Review | Songlines

Remedy

Rating: ★★★

View album and artist details

Album and Artist Details

Artist/band:

Old Crow Medicine Show

Label:

ATO Records

October/2014

According to Critter Fuqua, the band's splendidly named slide guitarist and banjo player, Old Crow Medicine Show ‘grew up playing Nirvana and electric guitars.’ Somewhere along the line they discovered the charm of old-time string-band music and their self-titled 2004 debut rode the crest of Depression-era chic launched by O Brother Where Art Thou? and included ‘Wagon Wheel’, a long-distance co-write with none other than Bob Dylan. Their latest album includes another Dylan collaboration on ‘Sweet Amarillo’, the great man having sent the band the lyrics with specific instructions about the use of fiddles and the number of bars before the chorus.

It's the highlight on an album that finds the band trying a little too hard in their eagerness to please both country aficionados and stadium rock fans.
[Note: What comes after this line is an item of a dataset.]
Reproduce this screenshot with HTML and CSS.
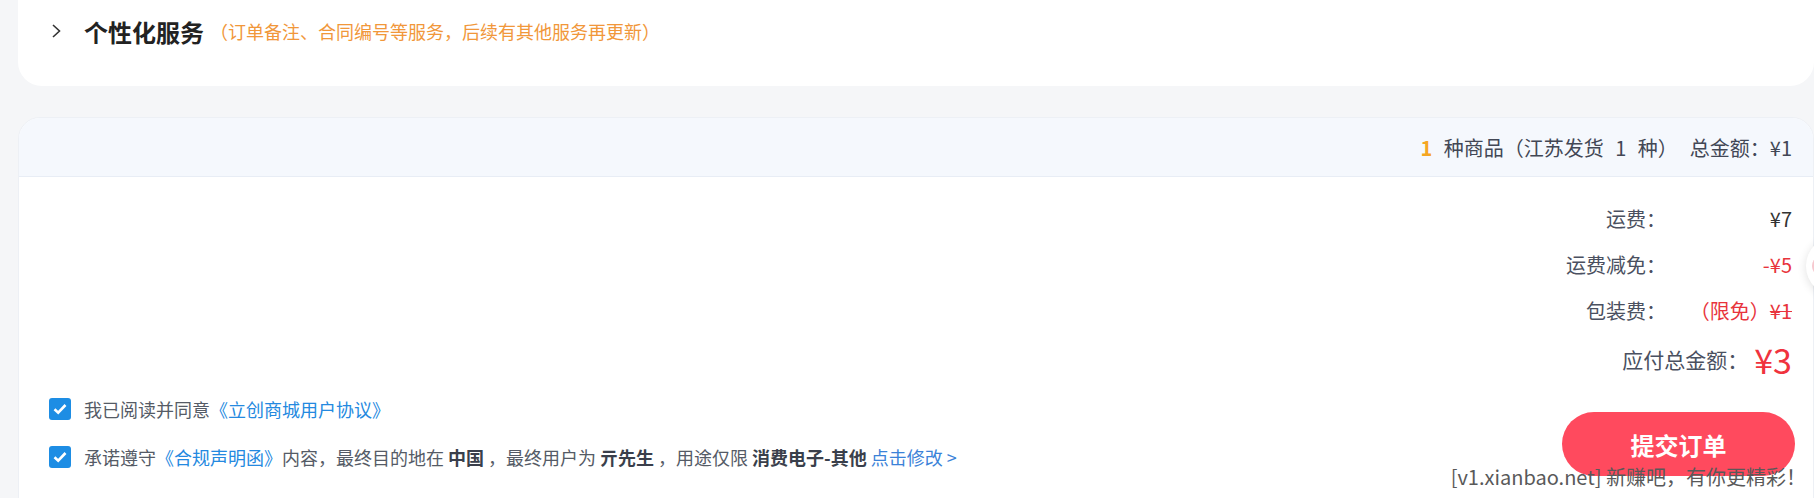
FILE: index.html
```html
<!DOCTYPE html>
<html lang="zh-CN">
<head>
    <meta charset="UTF-8">
    <meta name="viewport" content="width=device-width, initial-scale=1.0">
    <title>确认订单</title>
    <link rel="stylesheet" href="styles.css">
</head>
<body>
    <div class="page">
        <section class="card service">
            <div class="service-head">
                <svg class="chevron" width="11" height="16" viewBox="0 0 11 16">
                    <path d="M2 2 L8.5 8 L2 14" fill="none" stroke="#333" stroke-width="1.6"/>
                </svg>
                <h2>个性化服务</h2>
                <span class="hint">（订单备注、合同编号等服务，后续有其他服务再更新）</span>
            </div>
        </section>

        <section class="card summary">
            <div class="summary-head">
                <span class="goods"><b class="count">1</b> 种商品（江苏发货 1 种）</span>
                <span class="sum">总金额：¥1</span>
            </div>

            <div class="fees">
                <div class="fee-row">
                    <span class="fee-label">运费：</span>
                    <span class="fee-value">¥7</span>
                </div>
                <div class="fee-row">
                    <span class="fee-label">运费减免：</span>
                    <span class="fee-value red">-¥5</span>
                </div>
                <div class="fee-row">
                    <span class="fee-label">包装费：</span>
                    <span class="fee-value red">（限免）<s>¥1</s></span>
                </div>
                <div class="fee-row total">
                    <span class="fee-label">应付总金额：</span>
                    <span class="fee-value red">¥3</span>
                </div>
            </div>

            <div class="submit-row">
                <div class="agreements">
                    <label class="agree">
                        <span class="check"><svg width="14" height="12" viewBox="0 0 14 12"><path d="M1.5 6.2 L5.2 9.6 L12.5 2" fill="none" stroke="#fff" stroke-width="2.6"/></svg></span>
                        我已阅读并同意<a href="#">《立创商城用户协议》</a>
                    </label>
                    <label class="agree">
                        <span class="check"><svg width="14" height="12" viewBox="0 0 14 12"><path d="M1.5 6.2 L5.2 9.6 L12.5 2" fill="none" stroke="#fff" stroke-width="2.6"/></svg></span>
                        承诺遵守<a href="#">《合规声明函》</a>内容，最终目的地在<b>中国</b>，最终用户为<b>亓先生</b>，用途仅限<b>消费电子-其他</b><a href="#" class="edit">点击修改 &gt;</a>
                    </label>
                </div>
                <button type="button" class="submit">提交订单</button>
            </div>
        </section>
    </div>

    <div class="side-float"><span></span></div>
    <div class="watermark">[v1.xianbao.net] 新赚吧，有你更精彩！</div>
</body>
</html>
```

FILE: styles.css
```css
/* General Styles */
body {
    margin: 0;
    height: 498px;
    overflow: hidden;
    background-color: #f5f6f8;
    font-family: "Noto Sans CJK SC", "Noto Sans", sans-serif;
    color: #333;
}
.page {
    padding-left: 18px;
}
.card {
    background: #fff;
    border-radius: 24px;
}

/* Service card */
.service {
    height: 86px;
    box-sizing: border-box;
    border-radius: 0 0 24px 24px;
    padding: 14px 0 0 33px;
}
.service-head {
    display: flex;
    align-items: center;
    height: 34px;
}
.chevron {
    margin-right: 22px;
}
.service-head h2 {
    margin: 0;
    font-size: 24px;
    font-weight: bold;
    color: #222;
}
.hint {
    margin-left: 6px;
    font-size: 18px;
    color: #f1973a;
}

/* Summary card */
.summary {
    margin-top: 31px;
    height: 420px;
    border: 1px solid #edf0f5;
    border-radius: 22px;
    overflow: hidden;
}
.summary-head {
    display: flex;
    justify-content: flex-end;
    align-items: center;
    gap: 12px;
    height: 58px;
    padding-right: 21px;
    background-color: #f5f8fd;
    border-bottom: 1px solid #e8edf5;
    font-size: 20px;
    color: #424755;
}
.goods {
    word-spacing: 7px;
}
.count {
    color: #f5a623;
}
.fees {
    padding: 18px 21px 0 0;
}
.fee-row {
    display: flex;
    justify-content: flex-end;
    align-items: center;
    height: 46px;
    font-size: 20px;
    color: #4a5060;
}
.fee-value {
    width: 126px;
    text-align: right;
    color: #333;
}
.fee-value.red {
    color: #e8343c;
}
.fee-value s {
    text-decoration-thickness: 1px;
}
.fee-row.total {
    height: 52px;
}
.fee-row.total .fee-label {
    font-size: 21px;
}
.fee-row.total .fee-value {
    width: auto;
    margin-left: 6px;
    font-size: 34px;
    color: #f0333d;
}

/* Agreements and submit */
.submit-row {
    display: flex;
    justify-content: space-between;
    align-items: flex-start;
    padding: 0 18px 0 30px;
}
.agree {
    display: flex;
    align-items: center;
    height: 48px;
    font-size: 18px;
    color: #555b66;
}
.check {
    display: flex;
    align-items: center;
    justify-content: center;
    width: 22px;
    height: 22px;
    margin-right: 13px;
    border-radius: 3px;
    background-color: #1d8de4;
}
.agree a {
    color: #2489e0;
    text-decoration: none;
}
.agree b {
    margin: 0 4px;
    color: #3a3f4b;
}
.agree .edit {
    color: #3b82d8;
}
.submit {
    margin-top: 27px;
    width: 233px;
    height: 64px;
    border: none;
    border-radius: 32px;
    background-color: #ff4a5e;
    color: #fff;
    font-family: inherit;
    font-size: 24px;
    font-weight: bold;
    cursor: pointer;
}

/* Overlays */
.side-float {
    position: absolute;
    left: 1806px;
    top: 236px;
    width: 60px;
    height: 60px;
    border-radius: 50%;
    background: #fff;
    box-shadow: 0 2px 10px rgba(0, 0, 0, 0.12);
}
.side-float span {
    position: absolute;
    left: 6px;
    top: 22px;
    width: 12px;
    height: 16px;
    border-radius: 50%;
    background: #f6c8cf;
}
.watermark {
    position: absolute;
    right: 8px;
    bottom: 7px;
    font-size: 20px;
    line-height: 28px;
    color: #595959;
}
```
The production favours a hi-tech brashness over the ragged charm of earlier releases and the ferocious energy of the up-tempo numbers sounds swaggeringly manufactured rather than raw and authentic. The ballads, such as ‘Dearly Departed Friend’ and the prison lament ‘The Warden’, fare better, and if you like your American roots with a glossy pop sheen, Remedy will suit you just fine. However, if you prefer a little more dirt beneath the fingernails, you might like to try the recent solo album by ex-OCMS man Willie Watson, also reviewed in this issue.